*The request:* Write every line out verbatim and omit the pictures.

────────────────

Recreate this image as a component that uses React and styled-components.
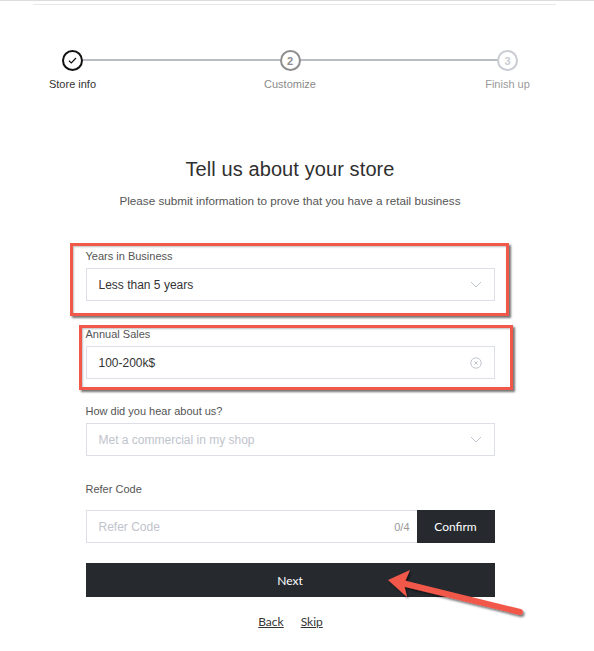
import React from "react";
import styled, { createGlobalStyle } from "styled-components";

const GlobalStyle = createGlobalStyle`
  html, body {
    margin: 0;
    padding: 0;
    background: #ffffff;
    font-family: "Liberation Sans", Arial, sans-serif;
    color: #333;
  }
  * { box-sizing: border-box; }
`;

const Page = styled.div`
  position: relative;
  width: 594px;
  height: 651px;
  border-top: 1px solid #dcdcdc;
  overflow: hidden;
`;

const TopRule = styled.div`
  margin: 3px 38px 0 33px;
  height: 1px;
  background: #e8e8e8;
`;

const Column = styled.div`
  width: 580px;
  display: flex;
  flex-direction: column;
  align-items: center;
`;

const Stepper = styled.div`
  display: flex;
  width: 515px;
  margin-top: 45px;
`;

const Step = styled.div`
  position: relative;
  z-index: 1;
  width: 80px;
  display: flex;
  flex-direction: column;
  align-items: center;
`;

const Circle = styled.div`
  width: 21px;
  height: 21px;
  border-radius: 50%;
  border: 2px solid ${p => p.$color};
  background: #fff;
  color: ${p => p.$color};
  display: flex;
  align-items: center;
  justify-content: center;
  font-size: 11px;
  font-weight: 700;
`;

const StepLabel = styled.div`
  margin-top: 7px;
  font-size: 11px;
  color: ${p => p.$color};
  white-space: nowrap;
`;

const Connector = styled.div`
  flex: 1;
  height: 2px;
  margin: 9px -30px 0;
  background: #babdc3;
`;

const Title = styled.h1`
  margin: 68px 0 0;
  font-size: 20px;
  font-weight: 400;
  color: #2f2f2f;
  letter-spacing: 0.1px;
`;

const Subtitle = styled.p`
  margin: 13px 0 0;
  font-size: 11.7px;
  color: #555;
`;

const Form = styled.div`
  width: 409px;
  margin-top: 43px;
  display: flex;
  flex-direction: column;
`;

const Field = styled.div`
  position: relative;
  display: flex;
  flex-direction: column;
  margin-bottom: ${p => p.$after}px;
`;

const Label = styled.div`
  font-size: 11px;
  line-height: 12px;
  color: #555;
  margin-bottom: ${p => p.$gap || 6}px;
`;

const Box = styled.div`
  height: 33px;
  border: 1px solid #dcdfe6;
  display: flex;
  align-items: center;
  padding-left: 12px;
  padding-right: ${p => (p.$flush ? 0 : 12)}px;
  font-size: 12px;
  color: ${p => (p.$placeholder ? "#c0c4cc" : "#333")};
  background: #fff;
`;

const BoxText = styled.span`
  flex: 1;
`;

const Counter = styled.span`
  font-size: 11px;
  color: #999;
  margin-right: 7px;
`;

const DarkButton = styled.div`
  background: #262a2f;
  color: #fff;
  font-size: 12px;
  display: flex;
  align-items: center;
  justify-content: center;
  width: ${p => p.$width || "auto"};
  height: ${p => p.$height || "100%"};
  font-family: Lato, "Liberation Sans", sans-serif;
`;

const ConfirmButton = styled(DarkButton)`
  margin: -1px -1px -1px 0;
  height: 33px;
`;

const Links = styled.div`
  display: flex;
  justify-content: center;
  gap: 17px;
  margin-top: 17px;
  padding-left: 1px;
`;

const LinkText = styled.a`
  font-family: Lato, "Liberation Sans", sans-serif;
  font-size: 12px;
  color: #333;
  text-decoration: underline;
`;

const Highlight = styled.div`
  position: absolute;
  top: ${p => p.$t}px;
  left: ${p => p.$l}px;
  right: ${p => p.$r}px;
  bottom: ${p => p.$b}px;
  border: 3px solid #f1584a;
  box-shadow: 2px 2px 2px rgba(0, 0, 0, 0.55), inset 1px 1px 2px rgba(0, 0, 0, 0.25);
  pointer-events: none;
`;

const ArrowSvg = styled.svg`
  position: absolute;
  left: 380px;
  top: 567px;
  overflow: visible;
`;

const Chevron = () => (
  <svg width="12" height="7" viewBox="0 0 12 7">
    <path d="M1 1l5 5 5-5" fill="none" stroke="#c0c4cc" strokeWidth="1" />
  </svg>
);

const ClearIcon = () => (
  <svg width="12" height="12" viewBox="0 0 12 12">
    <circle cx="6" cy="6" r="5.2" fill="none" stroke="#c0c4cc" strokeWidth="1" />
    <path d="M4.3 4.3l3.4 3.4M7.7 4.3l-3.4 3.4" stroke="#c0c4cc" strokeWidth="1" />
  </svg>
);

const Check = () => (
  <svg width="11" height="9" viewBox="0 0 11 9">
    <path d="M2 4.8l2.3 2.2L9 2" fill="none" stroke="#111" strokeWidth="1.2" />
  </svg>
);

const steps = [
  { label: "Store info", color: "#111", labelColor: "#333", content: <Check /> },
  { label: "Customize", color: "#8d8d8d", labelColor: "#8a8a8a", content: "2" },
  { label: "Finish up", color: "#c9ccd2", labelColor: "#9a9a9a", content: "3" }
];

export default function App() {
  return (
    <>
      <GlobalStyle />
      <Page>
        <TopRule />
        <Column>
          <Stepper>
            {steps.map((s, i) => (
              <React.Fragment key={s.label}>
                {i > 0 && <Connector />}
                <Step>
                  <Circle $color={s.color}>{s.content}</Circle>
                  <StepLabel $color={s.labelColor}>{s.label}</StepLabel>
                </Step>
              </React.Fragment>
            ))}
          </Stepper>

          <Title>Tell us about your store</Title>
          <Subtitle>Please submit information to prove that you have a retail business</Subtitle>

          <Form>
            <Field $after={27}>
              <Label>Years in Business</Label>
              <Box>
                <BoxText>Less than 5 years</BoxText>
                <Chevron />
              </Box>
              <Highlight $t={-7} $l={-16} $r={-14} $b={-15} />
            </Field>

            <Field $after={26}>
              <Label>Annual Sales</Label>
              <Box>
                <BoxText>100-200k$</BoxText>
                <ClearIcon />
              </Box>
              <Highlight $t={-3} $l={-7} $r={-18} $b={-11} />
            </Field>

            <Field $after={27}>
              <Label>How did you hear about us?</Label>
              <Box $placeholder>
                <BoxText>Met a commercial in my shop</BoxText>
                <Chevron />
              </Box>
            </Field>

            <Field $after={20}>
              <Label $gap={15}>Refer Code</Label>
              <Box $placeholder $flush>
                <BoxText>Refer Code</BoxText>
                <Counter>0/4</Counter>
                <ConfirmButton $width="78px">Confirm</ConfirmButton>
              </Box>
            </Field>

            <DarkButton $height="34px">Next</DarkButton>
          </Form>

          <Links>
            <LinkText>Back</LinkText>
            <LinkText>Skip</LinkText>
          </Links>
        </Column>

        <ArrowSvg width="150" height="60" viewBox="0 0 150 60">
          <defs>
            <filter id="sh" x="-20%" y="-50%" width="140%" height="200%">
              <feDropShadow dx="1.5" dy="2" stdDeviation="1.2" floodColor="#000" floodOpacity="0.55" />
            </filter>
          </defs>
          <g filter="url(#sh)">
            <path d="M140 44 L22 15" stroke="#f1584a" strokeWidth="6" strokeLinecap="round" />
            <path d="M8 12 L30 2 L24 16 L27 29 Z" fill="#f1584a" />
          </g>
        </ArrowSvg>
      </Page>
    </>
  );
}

────────────────

*Task result:*
Recreate this image as a component that uses React and styled-components.
import React from "react";
import styled, { createGlobalStyle } from "styled-components";

const GlobalStyle = createGlobalStyle`
  html, body {
    margin: 0;
    padding: 0;
    background: #ffffff;
    font-family: "Liberation Sans", Arial, sans-serif;
    color: #333;
  }
  * { box-sizing: border-box; }
`;

const Page = styled.div`
  position: relative;
  width: 594px;
  height: 651px;
  border-top: 1px solid #dcdcdc;
  overflow: hidden;
`;

const TopRule = styled.div`
  margin: 3px 38px 0 33px;
  height: 1px;
  background: #e8e8e8;
`;

const Column = styled.div`
  width: 580px;
  display: flex;
  flex-direction: column;
  align-items: center;
`;

const Stepper = styled.div`
  display: flex;
  width: 515px;
  margin-top: 45px;
`;

const Step = styled.div`
  position: relative;
  z-index: 1;
  width: 80px;
  display: flex;
  flex-direction: column;
  align-items: center;
`;

const Circle = styled.div`
  width: 21px;
  height: 21px;
  border-radius: 50%;
  border: 2px solid ${p => p.$color};
  background: #fff;
  color: ${p => p.$color};
  display: flex;
  align-items: center;
  justify-content: center;
  font-size: 11px;
  font-weight: 700;
`;

const StepLabel = styled.div`
  margin-top: 7px;
  font-size: 11px;
  color: ${p => p.$color};
  white-space: nowrap;
`;

const Connector = styled.div`
  flex: 1;
  height: 2px;
  margin: 9px -30px 0;
  background: #babdc3;
`;

const Title = styled.h1`
  margin: 68px 0 0;
  font-size: 20px;
  font-weight: 400;
  color: #2f2f2f;
  letter-spacing: 0.1px;
`;

const Subtitle = styled.p`
  margin: 13px 0 0;
  font-size: 11.7px;
  color: #555;
`;

const Form = styled.div`
  width: 409px;
  margin-top: 43px;
  display: flex;
  flex-direction: column;
`;

const Field = styled.div`
  position: relative;
  display: flex;
  flex-direction: column;
  margin-bottom: ${p => p.$after}px;
`;

const Label = styled.div`
  font-size: 11px;
  line-height: 12px;
  color: #555;
  margin-bottom: ${p => p.$gap || 6}px;
`;

const Box = styled.div`
  height: 33px;
  border: 1px solid #dcdfe6;
  display: flex;
  align-items: center;
  padding-left: 12px;
  padding-right: ${p => (p.$flush ? 0 : 12)}px;
  font-size: 12px;
  color: ${p => (p.$placeholder ? "#c0c4cc" : "#333")};
  background: #fff;
`;

const BoxText = styled.span`
  flex: 1;
`;

const Counter = styled.span`
  font-size: 11px;
  color: #999;
  margin-right: 7px;
`;

const DarkButton = styled.div`
  background: #262a2f;
  color: #fff;
  font-size: 12px;
  display: flex;
  align-items: center;
  justify-content: center;
  width: ${p => p.$width || "auto"};
  height: ${p => p.$height || "100%"};
  font-family: Lato, "Liberation Sans", sans-serif;
`;

const ConfirmButton = styled(DarkButton)`
  margin: -1px -1px -1px 0;
  height: 33px;
`;

const Links = styled.div`
  display: flex;
  justify-content: center;
  gap: 17px;
  margin-top: 17px;
  padding-left: 1px;
`;

const LinkText = styled.a`
  font-family: Lato, "Liberation Sans", sans-serif;
  font-size: 12px;
  color: #333;
  text-decoration: underline;
`;

const Highlight = styled.div`
  position: absolute;
  top: ${p => p.$t}px;
  left: ${p => p.$l}px;
  right: ${p => p.$r}px;
  bottom: ${p => p.$b}px;
  border: 3px solid #f1584a;
  box-shadow: 2px 2px 2px rgba(0, 0, 0, 0.55), inset 1px 1px 2px rgba(0, 0, 0, 0.25);
  pointer-events: none;
`;

const ArrowSvg = styled.svg`
  position: absolute;
  left: 380px;
  top: 567px;
  overflow: visible;
`;

const Chevron = () => (
  <svg width="12" height="7" viewBox="0 0 12 7">
    <path d="M1 1l5 5 5-5" fill="none" stroke="#c0c4cc" strokeWidth="1" />
  </svg>
);

const ClearIcon = () => (
  <svg width="12" height="12" viewBox="0 0 12 12">
    <circle cx="6" cy="6" r="5.2" fill="none" stroke="#c0c4cc" strokeWidth="1" />
    <path d="M4.3 4.3l3.4 3.4M7.7 4.3l-3.4 3.4" stroke="#c0c4cc" strokeWidth="1" />
  </svg>
);

const Check = () => (
  <svg width="11" height="9" viewBox="0 0 11 9">
    <path d="M2 4.8l2.3 2.2L9 2" fill="none" stroke="#111" strokeWidth="1.2" />
  </svg>
);

const steps = [
  { label: "Store info", color: "#111", labelColor: "#333", content: <Check /> },
  { label: "Customize", color: "#8d8d8d", labelColor: "#8a8a8a", content: "2" },
  { label: "Finish up", color: "#c9ccd2", labelColor: "#9a9a9a", content: "3" }
];

export default function App() {
  return (
    <>
      <GlobalStyle />
      <Page>
        <TopRule />
        <Column>
          <Stepper>
            {steps.map((s, i) => (
              <React.Fragment key={s.label}>
                {i > 0 && <Connector />}
                <Step>
                  <Circle $color={s.color}>{s.content}</Circle>
                  <StepLabel $color={s.labelColor}>{s.label}</StepLabel>
                </Step>
              </React.Fragment>
            ))}
          </Stepper>

          <Title>Tell us about your store</Title>
          <Subtitle>Please submit information to prove that you have a retail business</Subtitle>

          <Form>
            <Field $after={27}>
              <Label>Years in Business</Label>
              <Box>
                <BoxText>Less than 5 years</BoxText>
                <Chevron />
              </Box>
              <Highlight $t={-7} $l={-16} $r={-14} $b={-15} />
            </Field>

            <Field $after={26}>
              <Label>Annual Sales</Label>
              <Box>
                <BoxText>100-200k$</BoxText>
                <ClearIcon />
              </Box>
              <Highlight $t={-3} $l={-7} $r={-18} $b={-11} />
            </Field>

            <Field $after={27}>
              <Label>How did you hear about us?</Label>
              <Box $placeholder>
                <BoxText>Met a commercial in my shop</BoxText>
                <Chevron />
              </Box>
            </Field>

            <Field $after={20}>
              <Label $gap={15}>Refer Code</Label>
              <Box $placeholder $flush>
                <BoxText>Refer Code</BoxText>
                <Counter>0/4</Counter>
                <ConfirmButton $width="78px">Confirm</ConfirmButton>
              </Box>
            </Field>

            <DarkButton $height="34px">Next</DarkButton>
          </Form>

          <Links>
            <LinkText>Back</LinkText>
            <LinkText>Skip</LinkText>
          </Links>
        </Column>

        <ArrowSvg width="150" height="60" viewBox="0 0 150 60">
          <defs>
            <filter id="sh" x="-20%" y="-50%" width="140%" height="200%">
              <feDropShadow dx="1.5" dy="2" stdDeviation="1.2" floodColor="#000" floodOpacity="0.55" />
            </filter>
          </defs>
          <g filter="url(#sh)">
            <path d="M140 44 L22 15" stroke="#f1584a" strokeWidth="6" strokeLinecap="round" />
            <path d="M8 12 L30 2 L24 16 L27 29 Z" fill="#f1584a" />
          </g>
        </ArrowSvg>
      </Page>
    </>
  );
}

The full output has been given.